Miejski indywidualista
Poprzednia generacja Aveo niczym szczególnym się nie wyróżniała. Ot, kolejny miejski samochód z amerykańską metką przyszytą nieco na wyrost. Do tego nijakie prowadzenie i przeciętne materiały wykończeniowe nie zagwarantowały spektakularnego sukcesu, jakiego życzyłby sobie producent zza oceanu. Zdecydowanie lepiej wywiązano się z pracy domowej, projektując najnowsze wcielenie dość popularnego przedstawiciela segmentu B. Niewielki Chevrolet przybrał wreszcie odpowiednie rozmiary i nabrał kształtów, które pozwalają mu skutecznie przyciągać uwagę innych użytkowników drogi.

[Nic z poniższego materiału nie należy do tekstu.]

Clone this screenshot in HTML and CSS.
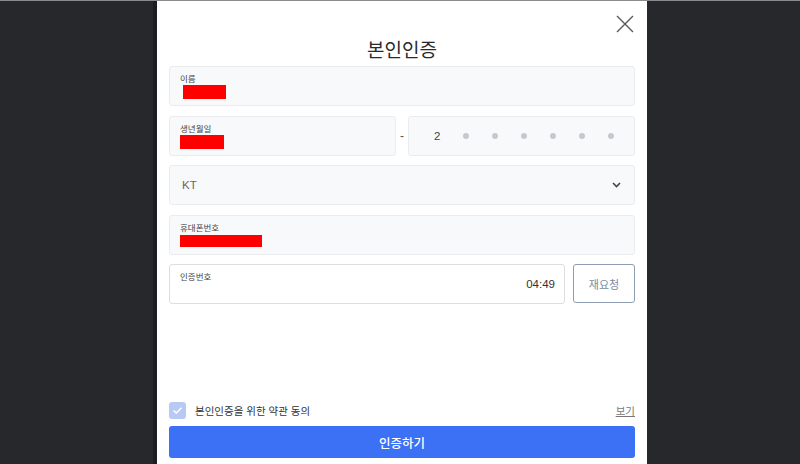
FILE: index.html
```html
<!DOCTYPE html>
<html lang="ko">
<head>
<meta charset="utf-8">
<title>본인인증</title>
<link rel="stylesheet" href="styles.css">
</head>
<body>
<div class="stage">
  <div class="modal">
    <button class="close" aria-label="닫기">
      <svg width="18" height="18" viewBox="0 0 18 18"><path d="M1 1 L17 17 M17 1 L1 17" stroke="#5a5a5a" stroke-width="1.4" fill="none"/></svg>
    </button>
    <div class="header"><h1 class="title">본인인증</h1></div>
    <div class="form">
      <div class="field">
        <span class="label">이름</span>
        <span class="redact redact-name"></span>
      </div>
      <div class="row">
        <div class="field field-half">
          <span class="label">생년월일</span>
          <span class="redact redact-birth"></span>
        </div>
        <span class="dash">-</span>
        <div class="field field-half back">
          <span class="digit">2</span>
          <span class="dot"></span><span class="dot"></span><span class="dot"></span><span class="dot"></span><span class="dot"></span><span class="dot"></span>
        </div>
      </div>
      <div class="field select">
        <span class="select-text">KT</span>
        <svg class="chev" width="9" height="6" viewBox="0 0 9 6"><path d="M1 1 L4.5 4.5 L8 1" stroke="#444" stroke-width="1.6" fill="none"/></svg>
      </div>
      <div class="field">
        <span class="label">휴대폰번호</span>
        <span class="redact redact-phone"></span>
      </div>
      <div class="row">
        <div class="field code">
          <span class="label">인증번호</span>
          <span class="timer">04:49</span>
        </div>
        <button class="resend">재요청</button>
      </div>
    </div>
    <div class="bottom">
      <div class="agree">
        <span class="check">
          <svg width="11" height="9" viewBox="0 0 11 9"><path d="M1.5 4.5 L4.3 7 L9.5 1.8" stroke="#fff" stroke-width="1.5" fill="none"/></svg>
        </span>
        <span class="agree-text">본인인증을 위한 약관 동의</span>
        <a class="view" href="#">보기</a>
      </div>
      <button class="submit">인증하기</button>
    </div>
  </div>
</div>
</body>
</html>
```
FILE: styles.css
```css
* { box-sizing: border-box; }
html, body { margin: 0; padding: 0; }
body {
  background: #26282c;
  font-family: "Noto Sans CJK KR", "Noto Sans", sans-serif;
  height: 464px;
  overflow: hidden;
  border-top: 1px solid #8a8b8e;
}
.stage {
  display: flex;
  justify-content: center;
  height: 463px;
  padding-left: 4px;
}
.modal {
  position: relative;
  width: 490px;
  height: 463px;
  background: #fff;
  box-shadow: -4px 0 0 #1c1d20;
  padding: 0 12px 6px;
  display: flex;
  flex-direction: column;
}
.close {
  position: absolute;
  top: 14px;
  right: 13px;
  padding: 0;
  border: 0;
  background: none;
  width: 18px;
  height: 18px;
}
.close svg { display: block; }
.header {
  height: 65px;
  display: flex;
  align-items: flex-end;
  justify-content: center;
  padding-bottom: 5px;
}
.title {
  margin: 0;
  font-size: 19px;
  line-height: 24px;
  font-weight: 400;
  color: #2a2a2a;
}
.form {
  display: flex;
  flex-direction: column;
  gap: 9.5px;
}
.row {
  display: flex;
  align-items: stretch;
}
.field {
  position: relative;
  height: 40px;
  background: #f8f9fb;
  border: 1px solid #eaecef;
  border-radius: 3px;
  padding: 6px 10px 0;
  display: flex;
  flex-direction: column;
  align-items: flex-start;
}
.label {
  font-size: 8.5px;
  line-height: 10px;
  color: #444;
}
.redact {
  display: block;
  background: #f00;
  margin-top: 2px;
}
.redact-name { width: 43px; height: 14px; margin-left: 3px; }
.redact-birth { width: 44px; height: 14px; }
.redact-phone { width: 82px; height: 12px; margin-top: 3px; }
.field-half { width: 227px; flex: none; }
.dash {
  width: 12px;
  text-align: center;
  font-family: "Liberation Sans", sans-serif;
  font-size: 12px;
  color: #555;
  line-height: 40px;
}
.back {
  flex-direction: row;
  align-items: center;
  justify-content: space-between;
  padding: 0 20px 0 25px;
}
.digit {
  font-family: "Liberation Sans", sans-serif;
  font-size: 11.5px;
  color: #444;
}
.dot {
  width: 6px;
  height: 6px;
  border-radius: 50%;
  background: #c6c8cd;
}
.select {
  flex-direction: row;
  align-items: center;
  justify-content: space-between;
  padding: 0 13px 0 12px;
}
.select-text {
  font-family: "Liberation Sans", sans-serif;
  font-size: 11.5px;
  color: #666;
}
.chev { display: block; }
.code {
  flex: 1;
  background: #fff;
  border-color: #dcdee2;
  height: 40px;
}
.timer {
  position: absolute;
  right: 9px;
  top: 13px;
  font-family: "Liberation Sans", sans-serif;
  font-size: 11.5px;
  color: #333;
}
.resend {
  margin-left: 8px;
  width: 62px;
  height: 39px;
  background: #fff;
  border: 1px solid #8e9db3;
  border-radius: 3px;
  font-family: "Noto Sans CJK KR", sans-serif;
  font-size: 11px;
  color: #7b8ba3;
  padding: 0;
}
.bottom {
  margin-top: auto;
  display: flex;
  flex-direction: column;
}
.agree {
  display: flex;
  align-items: center;
  height: 18px;
  margin-bottom: 7px;
}
.check {
  width: 17px;
  height: 17px;
  border-radius: 3px;
  background: #b8c9f6;
  display: flex;
  align-items: center;
  justify-content: center;
}
.agree-text {
  margin-left: 9px;
  font-size: 10.5px;
  color: #333;
}
.view {
  margin-left: auto;
  font-size: 10.5px;
  color: #777;
  text-decoration: underline;
}
.submit {
  height: 32px;
  border: 0;
  border-radius: 3px;
  background: #3c70f5;
  color: #fff;
  font-family: "Noto Sans CJK KR", sans-serif;
  font-size: 12.5px;
  font-weight: 500;
  padding: 0;
}
```
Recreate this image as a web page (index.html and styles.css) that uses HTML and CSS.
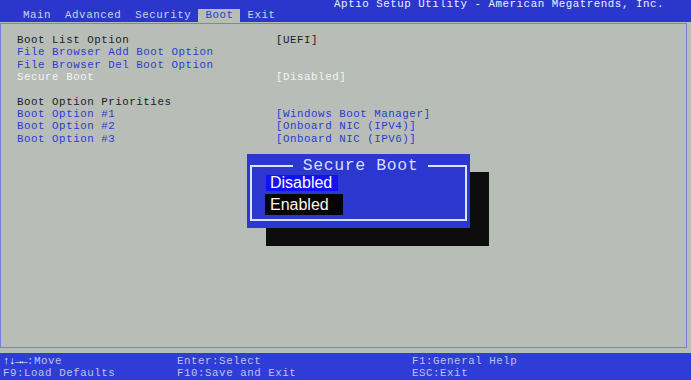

Agresywnie wystylizowany samochód mógłby sugerować na skłonności do równie emocjonujących chwil spędzanych za kierownicą. Nic bardziej mylnego. Poza podstawowymi jednostkami benzynowymi, ostatnio do oferty dołączył dobrze znany w koncernie GM silnik Ecotec. Wysokoprężna jednostka występuje w dwóch wariantach, z których tylko ta mocniejsza 95-konna wydaje się mieć logiczne uzasadnienie. Motor o pojemności 1,3 litra nie zachwyca kulturą pracy, ale spełnia wyśrubowane normy emisji spalin i zadowala się znikomymi wręcz ilościami oleju napędowego.